Techno-elite, I said. Yep. Which is why I still am not getting my e-mail. Argh. Vince brought up the machine in question, but it's not running the mail receiving program. It did for awhile. I got about a dozen backlogged messages. And then it went back down again. Bah. So frustrating. And then hotmail was down yesterday afternoon, leaving me to believe that it is a conspiracy of artificial intelligences who live on the internet and hate me. Yep. I think Occam's Razor supports that conclusion.

So. I'm caught up to slush for WIHA up to yesterday. (Yes, that means if you've sent me a story, I'm still considering it.) I've done a lot more of the writing on the Not the Moose Book, and it's time for another organizational pass through on it. Detailing the outline. Filling out some notes. Making sure that everything is going where it ought and that references casually made in the bits that I've written will be picked up in the bits that I have not. I like this sort of work, too. It'll be good.

I read Analog yesterday as well as all the slush, having finished Pale Fire the night before. I wish Pale Fire had been about 60 pages instead of 300 -- then I really would have enjoyed it. The central conceit of it wore thin for me after awhile. It seems that I'm destined never to be a huge Nabokov fan. He seems to be jumping around center stage of every book, shouting, "Look at me, I'm the writer, and I'm damned good at it, too! La la la, look at me, look at me!" It didn't bother me in his memoir so much, because I was supposed to be looking at him, it was a memoir. (Same thing went for A Heartbreaking Work of Staggering Genius.) I was also bugged by Analog, but for totally different reasons -- they had four pieces of fiction, and one of them was an element of a serial that I have no interest in reading. That's really not very many for a magazine of its size.

But on the up side, I've started Murder Must Advertise, so I'll be able to return it to David when I see him next week. And I went and spent my gift card at Barnes and Noble on Thursday and also ordered stuff on my Amazon gift certificate, so I'm wallowing in good books, or at least in potentially good books. Thanks to Amazon's incompetence, I'll be getting Christmas books all month. I really like getting books in the mail.

I would really like getting acceptance letters and contracts in the mail, too. In case anybody was unclear on that point.

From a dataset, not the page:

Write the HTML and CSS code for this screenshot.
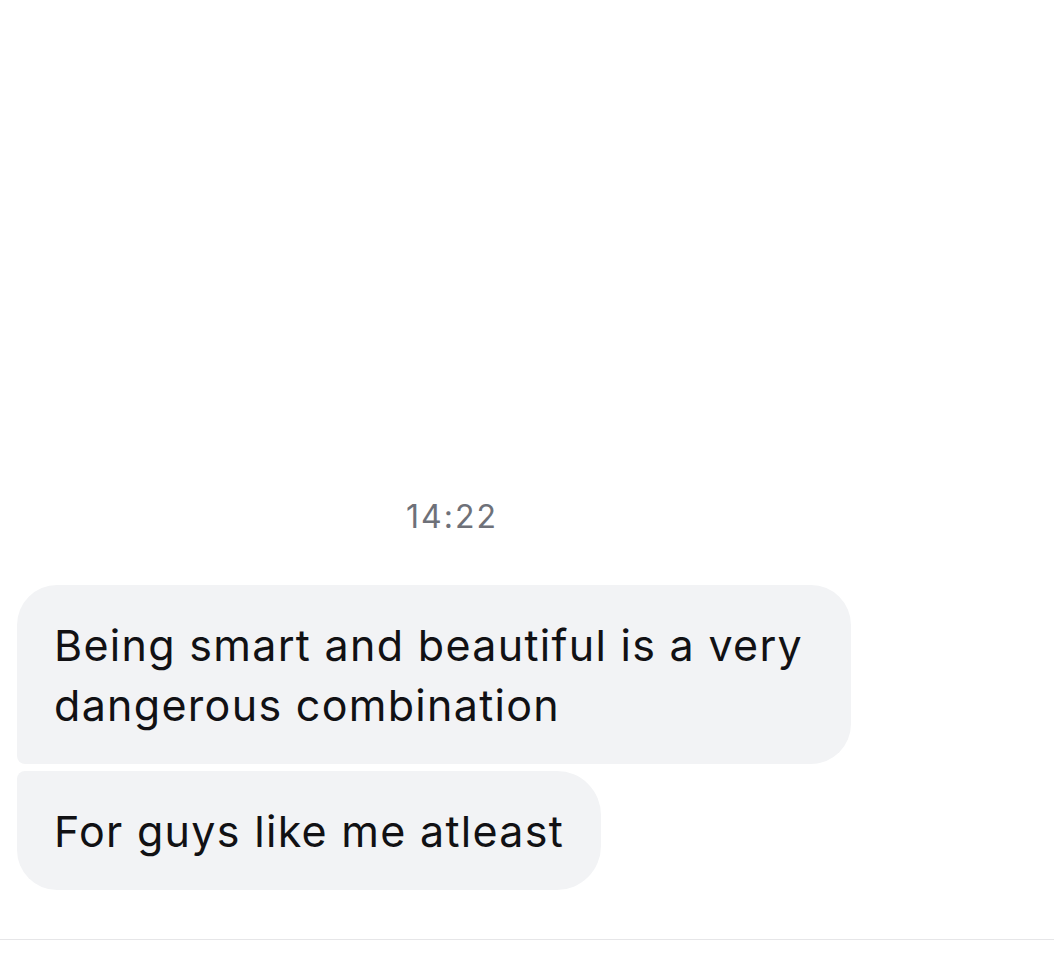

Sometimes I just enjoy everything. This is one of those days. I feel really crappy, although this cold is not kicking my butt as much as the last one. But it's okay. I'm looking forward to my whole day. If I'm feeling up to it, I'll go to the post office. This is just a chore, but it feels right with the world; going to the post office is what one does on a Saturday morning, even if I mostly don't. And I cleaned the toilets yesterday, meaning that any of the rest of the cleaning I might feel inspired to do is a vast improvement, and will only occupy a small fraction of my day in any case. I may make chili and cornbread. I like chili and cornbread. I may write bits of novel or short stories or essays or e-mails or letters. I like all of those things. I have all sorts of books I would really like to read, and I like picking at books that aren't as good as I thought they would be, and I like bouncing through the ones that are. I'm likely to be around people I really want to be around. If I'm quite lucky, I may get baby-hugs when I go get the mail. And there's nothing that could show up in the mail that would truly devastate me -- but I could potentially get very happy news, or a package, or something like that.

Good day, I think. And for you, too, I hope.